BEGIN GIVEN INFORMATION

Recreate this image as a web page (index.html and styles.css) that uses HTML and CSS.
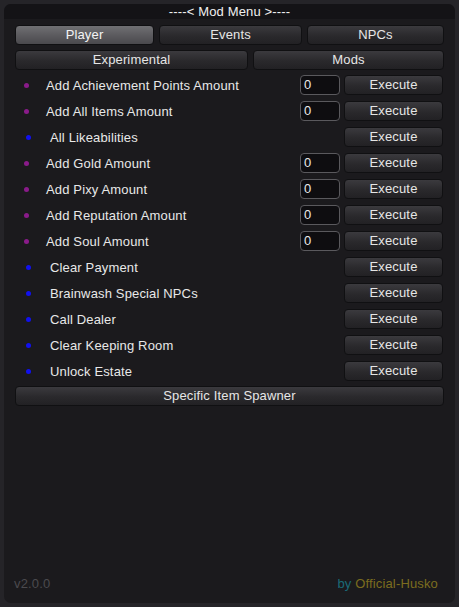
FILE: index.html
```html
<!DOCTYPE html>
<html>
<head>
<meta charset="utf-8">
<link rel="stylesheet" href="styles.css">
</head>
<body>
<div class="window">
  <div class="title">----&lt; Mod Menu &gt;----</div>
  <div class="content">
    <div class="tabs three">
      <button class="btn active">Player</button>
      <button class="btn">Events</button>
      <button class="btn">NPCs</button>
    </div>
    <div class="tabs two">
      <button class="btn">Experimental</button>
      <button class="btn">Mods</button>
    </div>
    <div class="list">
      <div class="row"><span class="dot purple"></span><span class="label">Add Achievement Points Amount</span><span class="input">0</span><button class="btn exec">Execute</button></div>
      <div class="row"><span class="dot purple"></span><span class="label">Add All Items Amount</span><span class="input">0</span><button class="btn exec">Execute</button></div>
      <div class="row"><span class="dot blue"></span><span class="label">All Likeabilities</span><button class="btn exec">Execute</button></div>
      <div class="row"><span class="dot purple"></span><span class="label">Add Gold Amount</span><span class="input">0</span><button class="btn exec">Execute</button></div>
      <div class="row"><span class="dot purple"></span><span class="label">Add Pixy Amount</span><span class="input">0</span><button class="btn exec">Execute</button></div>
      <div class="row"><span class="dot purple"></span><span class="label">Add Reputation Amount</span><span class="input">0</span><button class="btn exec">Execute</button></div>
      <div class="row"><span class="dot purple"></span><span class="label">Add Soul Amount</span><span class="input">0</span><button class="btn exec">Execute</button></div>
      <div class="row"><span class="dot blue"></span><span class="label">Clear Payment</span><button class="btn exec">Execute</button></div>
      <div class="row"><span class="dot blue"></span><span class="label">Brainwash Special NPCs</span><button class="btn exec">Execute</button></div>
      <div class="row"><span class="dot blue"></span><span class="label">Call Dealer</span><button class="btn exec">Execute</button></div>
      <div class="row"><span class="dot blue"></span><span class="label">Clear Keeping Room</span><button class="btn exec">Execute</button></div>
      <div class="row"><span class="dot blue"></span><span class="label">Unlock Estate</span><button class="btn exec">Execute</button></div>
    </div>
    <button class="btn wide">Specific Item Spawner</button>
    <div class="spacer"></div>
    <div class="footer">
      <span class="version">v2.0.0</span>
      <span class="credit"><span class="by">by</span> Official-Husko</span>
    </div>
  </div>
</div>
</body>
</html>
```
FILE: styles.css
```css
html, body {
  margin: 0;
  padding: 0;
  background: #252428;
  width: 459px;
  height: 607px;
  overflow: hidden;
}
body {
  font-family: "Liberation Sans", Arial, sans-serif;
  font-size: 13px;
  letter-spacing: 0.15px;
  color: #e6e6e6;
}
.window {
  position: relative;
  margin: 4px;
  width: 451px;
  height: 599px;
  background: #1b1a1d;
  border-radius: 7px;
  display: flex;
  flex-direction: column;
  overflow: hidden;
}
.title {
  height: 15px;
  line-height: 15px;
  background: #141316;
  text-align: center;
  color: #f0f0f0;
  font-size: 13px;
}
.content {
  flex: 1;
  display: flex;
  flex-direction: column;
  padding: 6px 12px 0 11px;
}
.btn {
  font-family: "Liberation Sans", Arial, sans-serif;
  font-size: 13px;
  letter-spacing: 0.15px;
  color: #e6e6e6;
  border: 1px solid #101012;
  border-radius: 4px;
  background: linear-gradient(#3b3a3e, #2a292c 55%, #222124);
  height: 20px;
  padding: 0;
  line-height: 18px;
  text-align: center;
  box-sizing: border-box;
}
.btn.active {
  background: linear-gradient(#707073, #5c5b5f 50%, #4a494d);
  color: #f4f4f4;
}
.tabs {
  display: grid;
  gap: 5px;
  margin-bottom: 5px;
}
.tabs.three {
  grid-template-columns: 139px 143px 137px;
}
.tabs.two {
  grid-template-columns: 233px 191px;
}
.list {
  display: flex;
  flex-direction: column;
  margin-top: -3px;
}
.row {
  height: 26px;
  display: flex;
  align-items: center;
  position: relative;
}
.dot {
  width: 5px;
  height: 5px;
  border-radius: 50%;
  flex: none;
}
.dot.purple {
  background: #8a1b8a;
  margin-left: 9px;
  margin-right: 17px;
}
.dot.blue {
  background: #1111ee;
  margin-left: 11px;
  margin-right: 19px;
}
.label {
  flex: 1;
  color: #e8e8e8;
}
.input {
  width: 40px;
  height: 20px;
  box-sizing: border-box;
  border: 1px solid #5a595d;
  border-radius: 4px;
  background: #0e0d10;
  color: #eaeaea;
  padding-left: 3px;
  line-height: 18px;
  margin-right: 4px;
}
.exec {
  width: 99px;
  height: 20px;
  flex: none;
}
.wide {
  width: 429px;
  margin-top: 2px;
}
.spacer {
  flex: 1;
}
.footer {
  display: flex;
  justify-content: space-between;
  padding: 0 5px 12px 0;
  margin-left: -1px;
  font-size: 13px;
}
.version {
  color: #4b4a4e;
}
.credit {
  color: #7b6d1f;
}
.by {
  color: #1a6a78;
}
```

END GIVEN INFORMATION

*WORK REQUIRED*
Make an exact reproduction of the listing above, without any pictures.

*RESULT OF THE EXERCISE*
Recreate this image as a web page (index.html and styles.css) that uses HTML and CSS.
FILE: index.html
```html
<!DOCTYPE html>
<html>
<head>
<meta charset="utf-8">
<link rel="stylesheet" href="styles.css">
</head>
<body>
<div class="window">
  <div class="title">----&lt; Mod Menu &gt;----</div>
  <div class="content">
    <div class="tabs three">
      <button class="btn active">Player</button>
      <button class="btn">Events</button>
      <button class="btn">NPCs</button>
    </div>
    <div class="tabs two">
      <button class="btn">Experimental</button>
      <button class="btn">Mods</button>
    </div>
    <div class="list">
      <div class="row"><span class="dot purple"></span><span class="label">Add Achievement Points Amount</span><span class="input">0</span><button class="btn exec">Execute</button></div>
      <div class="row"><span class="dot purple"></span><span class="label">Add All Items Amount</span><span class="input">0</span><button class="btn exec">Execute</button></div>
      <div class="row"><span class="dot blue"></span><span class="label">All Likeabilities</span><button class="btn exec">Execute</button></div>
      <div class="row"><span class="dot purple"></span><span class="label">Add Gold Amount</span><span class="input">0</span><button class="btn exec">Execute</button></div>
      <div class="row"><span class="dot purple"></span><span class="label">Add Pixy Amount</span><span class="input">0</span><button class="btn exec">Execute</button></div>
      <div class="row"><span class="dot purple"></span><span class="label">Add Reputation Amount</span><span class="input">0</span><button class="btn exec">Execute</button></div>
      <div class="row"><span class="dot purple"></span><span class="label">Add Soul Amount</span><span class="input">0</span><button class="btn exec">Execute</button></div>
      <div class="row"><span class="dot blue"></span><span class="label">Clear Payment</span><button class="btn exec">Execute</button></div>
      <div class="row"><span class="dot blue"></span><span class="label">Brainwash Special NPCs</span><button class="btn exec">Execute</button></div>
      <div class="row"><span class="dot blue"></span><span class="label">Call Dealer</span><button class="btn exec">Execute</button></div>
      <div class="row"><span class="dot blue"></span><span class="label">Clear Keeping Room</span><button class="btn exec">Execute</button></div>
      <div class="row"><span class="dot blue"></span><span class="label">Unlock Estate</span><button class="btn exec">Execute</button></div>
    </div>
    <button class="btn wide">Specific Item Spawner</button>
    <div class="spacer"></div>
    <div class="footer">
      <span class="version">v2.0.0</span>
      <span class="credit"><span class="by">by</span> Official-Husko</span>
    </div>
  </div>
</div>
</body>
</html>
```
FILE: styles.css
```css
html, body {
  margin: 0;
  padding: 0;
  background: #252428;
  width: 459px;
  height: 607px;
  overflow: hidden;
}
body {
  font-family: "Liberation Sans", Arial, sans-serif;
  font-size: 13px;
  letter-spacing: 0.15px;
  color: #e6e6e6;
}
.window {
  position: relative;
  margin: 4px;
  width: 451px;
  height: 599px;
  background: #1b1a1d;
  border-radius: 7px;
  display: flex;
  flex-direction: column;
  overflow: hidden;
}
.title {
  height: 15px;
  line-height: 15px;
  background: #141316;
  text-align: center;
  color: #f0f0f0;
  font-size: 13px;
}
.content {
  flex: 1;
  display: flex;
  flex-direction: column;
  padding: 6px 12px 0 11px;
}
.btn {
  font-family: "Liberation Sans", Arial, sans-serif;
  font-size: 13px;
  letter-spacing: 0.15px;
  color: #e6e6e6;
  border: 1px solid #101012;
  border-radius: 4px;
  background: linear-gradient(#3b3a3e, #2a292c 55%, #222124);
  height: 20px;
  padding: 0;
  line-height: 18px;
  text-align: center;
  box-sizing: border-box;
}
.btn.active {
  background: linear-gradient(#707073, #5c5b5f 50%, #4a494d);
  color: #f4f4f4;
}
.tabs {
  display: grid;
  gap: 5px;
  margin-bottom: 5px;
}
.tabs.three {
  grid-template-columns: 139px 143px 137px;
}
.tabs.two {
  grid-template-columns: 233px 191px;
}
.list {
  display: flex;
  flex-direction: column;
  margin-top: -3px;
}
.row {
  height: 26px;
  display: flex;
  align-items: center;
  position: relative;
}
.dot {
  width: 5px;
  height: 5px;
  border-radius: 50%;
  flex: none;
}
.dot.purple {
  background: #8a1b8a;
  margin-left: 9px;
  margin-right: 17px;
}
.dot.blue {
  background: #1111ee;
  margin-left: 11px;
  margin-right: 19px;
}
.label {
  flex: 1;
  color: #e8e8e8;
}
.input {
  width: 40px;
  height: 20px;
  box-sizing: border-box;
  border: 1px solid #5a595d;
  border-radius: 4px;
  background: #0e0d10;
  color: #eaeaea;
  padding-left: 3px;
  line-height: 18px;
  margin-right: 4px;
}
.exec {
  width: 99px;
  height: 20px;
  flex: none;
}
.wide {
  width: 429px;
  margin-top: 2px;
}
.spacer {
  flex: 1;
}
.footer {
  display: flex;
  justify-content: space-between;
  padding: 0 5px 12px 0;
  margin-left: -1px;
  font-size: 13px;
}
.version {
  color: #4b4a4e;
}
.credit {
  color: #7b6d1f;
}
.by {
  color: #1a6a78;
}
```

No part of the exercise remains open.